A fourth difference refers to the time-frame of the research carried out by university academics and think-tankers. The former seek to explain the phenomena they study and thus look back to their causes, and their models ponder the weight of the different independent variables on the dependent variable. Think tanks, by contrast, are far less interested in the causes of phenomena than in their consequences. They look to the future, not the past; their way of thinking is prospective, futuristic, not retrospective or historicist. Their aim is to map out what might reasonably be expected to occur, either to prevent it from happening (through pre-emptive action), or to prepare for what cannot be prevented, by minimizing the risks and maximizing the possible benefits. Dealing with the past means working with facts and data; theses can be empirically tested, and one can contribute to scientific learning. When dealing with the future there is no reliable data to work with; the aim is not to ‘comprehend’ (is it possible to understand what has not yet occurred?), but rather to find one’s bearings. Thus, the knowledge produced by think-tanks looks to the future; it generates future, and often forms part of reflective processes such as self-fulfilling or self-denying prophecies. In short, think tanks are in the business of generating knowledge of the future that may help to generate a different (hopefully, better) future. They do not want to know what is happening, as much as to prevent certain things from taking place.

One final difference, which largely sums up all the others, has to do with the respective audiences of think-tankers and university academics. The latter largely talk among themselves, and are not particularly interested in reaching the educated general public. Indeed, the prevailing trend today is to belittle those who write for such an audience, with the result that books (particularly essays) are far less valued than short articles published in international peer-reviewed academic journals.
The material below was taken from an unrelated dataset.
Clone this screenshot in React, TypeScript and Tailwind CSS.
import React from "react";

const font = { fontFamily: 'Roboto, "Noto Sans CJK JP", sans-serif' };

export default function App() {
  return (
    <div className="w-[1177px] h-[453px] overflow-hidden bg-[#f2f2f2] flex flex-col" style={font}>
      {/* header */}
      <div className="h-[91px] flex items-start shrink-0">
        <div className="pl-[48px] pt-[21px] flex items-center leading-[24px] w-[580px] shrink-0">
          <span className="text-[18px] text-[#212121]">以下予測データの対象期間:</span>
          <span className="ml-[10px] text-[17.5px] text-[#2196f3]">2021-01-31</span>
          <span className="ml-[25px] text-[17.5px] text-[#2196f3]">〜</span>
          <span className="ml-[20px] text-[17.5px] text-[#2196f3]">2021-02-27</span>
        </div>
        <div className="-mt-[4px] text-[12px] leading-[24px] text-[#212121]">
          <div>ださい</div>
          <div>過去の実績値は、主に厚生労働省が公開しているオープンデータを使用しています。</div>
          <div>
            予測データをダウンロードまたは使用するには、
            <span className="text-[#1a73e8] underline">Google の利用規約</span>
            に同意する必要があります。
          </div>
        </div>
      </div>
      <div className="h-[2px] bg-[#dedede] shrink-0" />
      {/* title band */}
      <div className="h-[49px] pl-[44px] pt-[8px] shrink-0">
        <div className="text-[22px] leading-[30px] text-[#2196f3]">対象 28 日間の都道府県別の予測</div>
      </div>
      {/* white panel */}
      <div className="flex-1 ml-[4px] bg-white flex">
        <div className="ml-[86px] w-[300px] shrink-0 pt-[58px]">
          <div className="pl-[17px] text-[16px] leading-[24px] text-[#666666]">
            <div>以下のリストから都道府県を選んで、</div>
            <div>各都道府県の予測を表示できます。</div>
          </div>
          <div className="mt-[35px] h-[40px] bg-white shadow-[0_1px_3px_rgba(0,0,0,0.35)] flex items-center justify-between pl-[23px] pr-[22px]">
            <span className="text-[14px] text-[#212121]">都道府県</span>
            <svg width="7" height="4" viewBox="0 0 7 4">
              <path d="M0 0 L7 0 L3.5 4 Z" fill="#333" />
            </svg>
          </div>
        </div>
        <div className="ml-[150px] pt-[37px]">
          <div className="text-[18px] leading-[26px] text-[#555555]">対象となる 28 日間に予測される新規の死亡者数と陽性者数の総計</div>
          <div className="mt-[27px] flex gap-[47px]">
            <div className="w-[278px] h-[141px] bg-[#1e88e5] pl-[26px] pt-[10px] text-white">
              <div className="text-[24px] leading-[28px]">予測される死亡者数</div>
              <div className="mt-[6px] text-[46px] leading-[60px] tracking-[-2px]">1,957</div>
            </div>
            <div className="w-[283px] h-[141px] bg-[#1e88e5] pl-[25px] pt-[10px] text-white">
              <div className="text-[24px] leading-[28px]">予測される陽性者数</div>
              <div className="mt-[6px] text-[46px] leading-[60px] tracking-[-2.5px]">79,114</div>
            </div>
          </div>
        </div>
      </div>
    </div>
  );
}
Think tanks, on the other hand, care a great deal about how they communicate their work, and their ability to reach out and influence (a rapidly expanding body of) educated readers; they produce ideas, but they also disseminate them, for their main aim is to convince their readership. This partly explains why they are often at the cutting edge of Internet and social media use. It is thus more than a little paradoxical that think tanks, which are widely seen as elitist by comparison with universities, are in fact considerably more open and democratic when it comes to sharing their work with society at large.

All of this leads me to a twofold conclusion. Firstly, if think tanks did not already exist, we would have to invent them, because there is clearly a need for them. Secondly, not only are they here to stay, but I predict that they have a prosperous future ahead of them. And a final coda: although their presence and success is partly the result of the remarkable lack of vigour and relevance of university research, think tanks would be necessary even if the latter regained its strength, as I very much hope it will.